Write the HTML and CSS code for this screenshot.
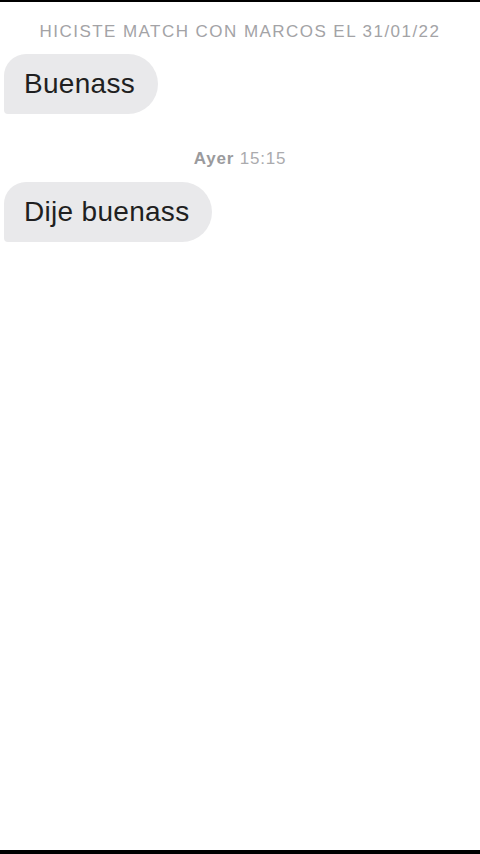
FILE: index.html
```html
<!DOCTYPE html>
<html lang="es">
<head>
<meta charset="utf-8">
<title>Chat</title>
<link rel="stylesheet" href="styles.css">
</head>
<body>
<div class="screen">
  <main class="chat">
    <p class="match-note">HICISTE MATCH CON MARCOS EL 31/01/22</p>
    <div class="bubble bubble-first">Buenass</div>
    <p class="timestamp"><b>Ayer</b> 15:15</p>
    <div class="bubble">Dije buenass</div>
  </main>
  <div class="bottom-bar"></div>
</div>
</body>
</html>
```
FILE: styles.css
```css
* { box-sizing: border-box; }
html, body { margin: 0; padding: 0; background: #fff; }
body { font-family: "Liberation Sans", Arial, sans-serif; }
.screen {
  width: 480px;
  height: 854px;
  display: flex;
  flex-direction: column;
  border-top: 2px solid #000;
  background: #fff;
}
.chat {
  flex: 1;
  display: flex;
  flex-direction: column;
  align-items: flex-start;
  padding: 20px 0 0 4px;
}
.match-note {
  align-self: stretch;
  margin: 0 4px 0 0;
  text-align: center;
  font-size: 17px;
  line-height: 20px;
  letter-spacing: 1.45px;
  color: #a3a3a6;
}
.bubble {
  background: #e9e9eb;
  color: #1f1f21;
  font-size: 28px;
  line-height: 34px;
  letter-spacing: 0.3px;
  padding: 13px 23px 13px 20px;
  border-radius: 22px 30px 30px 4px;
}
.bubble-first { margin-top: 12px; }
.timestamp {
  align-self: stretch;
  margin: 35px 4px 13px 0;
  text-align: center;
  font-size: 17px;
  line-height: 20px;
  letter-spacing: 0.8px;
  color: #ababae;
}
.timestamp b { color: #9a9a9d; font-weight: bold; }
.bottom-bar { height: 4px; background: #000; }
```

...

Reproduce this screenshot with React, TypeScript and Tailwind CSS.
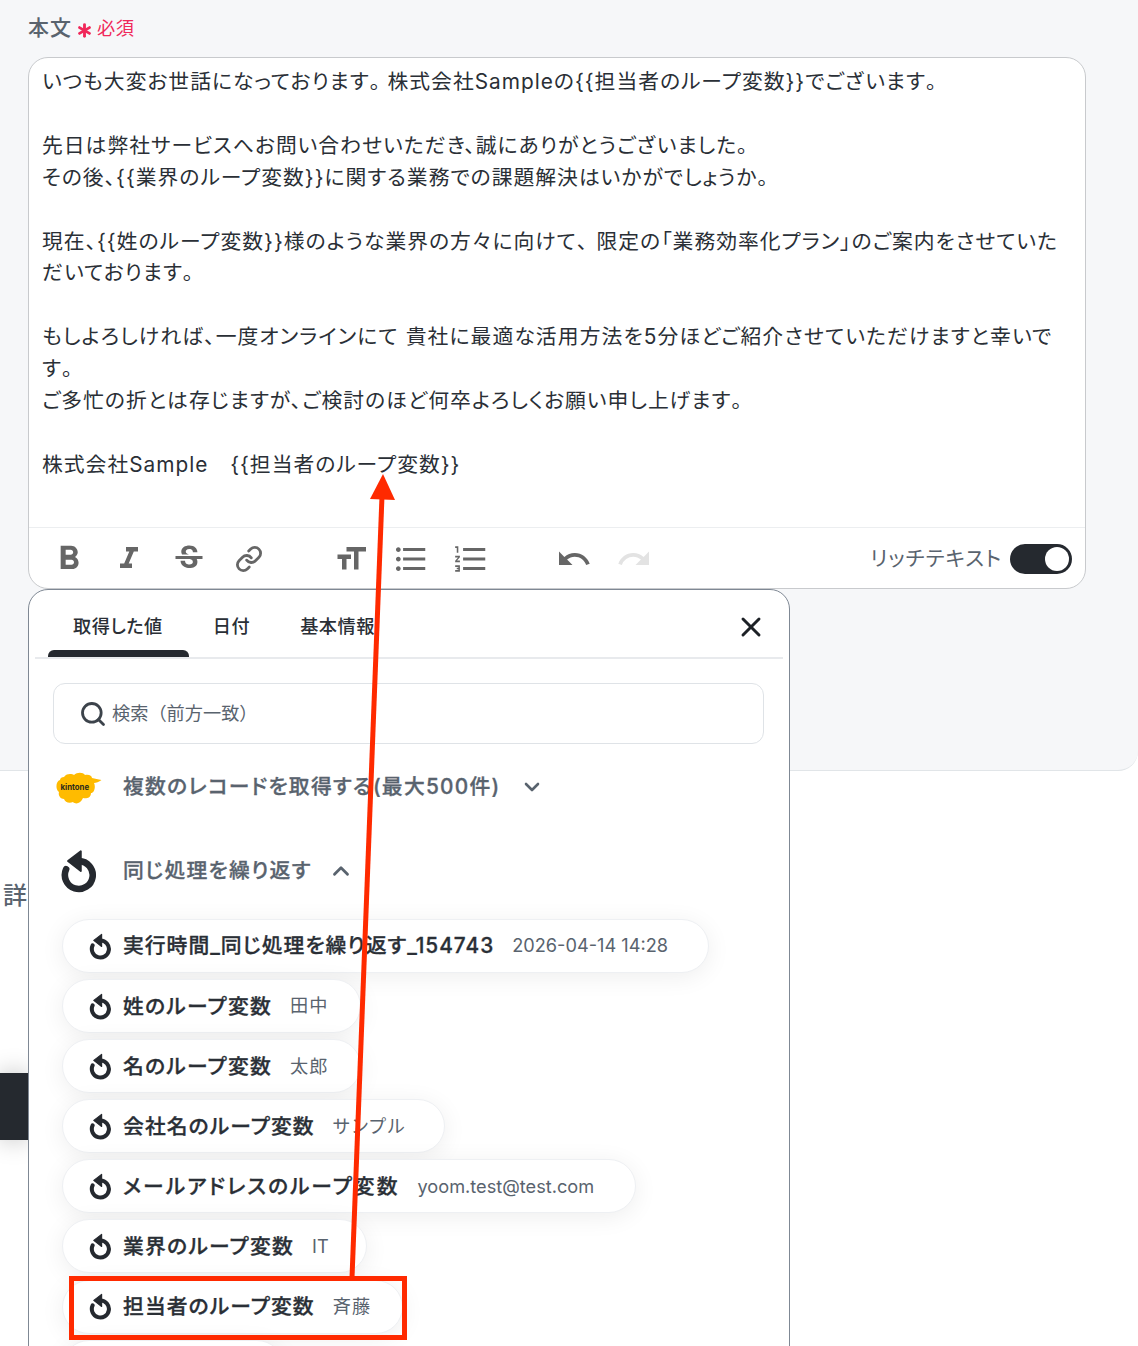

PROBLEM TO WORK ON
Using the listing above, pick out each line that contains the word "screenshot", then copy it.

ANSWER TO THIS TASK
Write the HTML and CSS code for this screenshot.
Reproduce this screenshot with React, TypeScript and Tailwind CSS.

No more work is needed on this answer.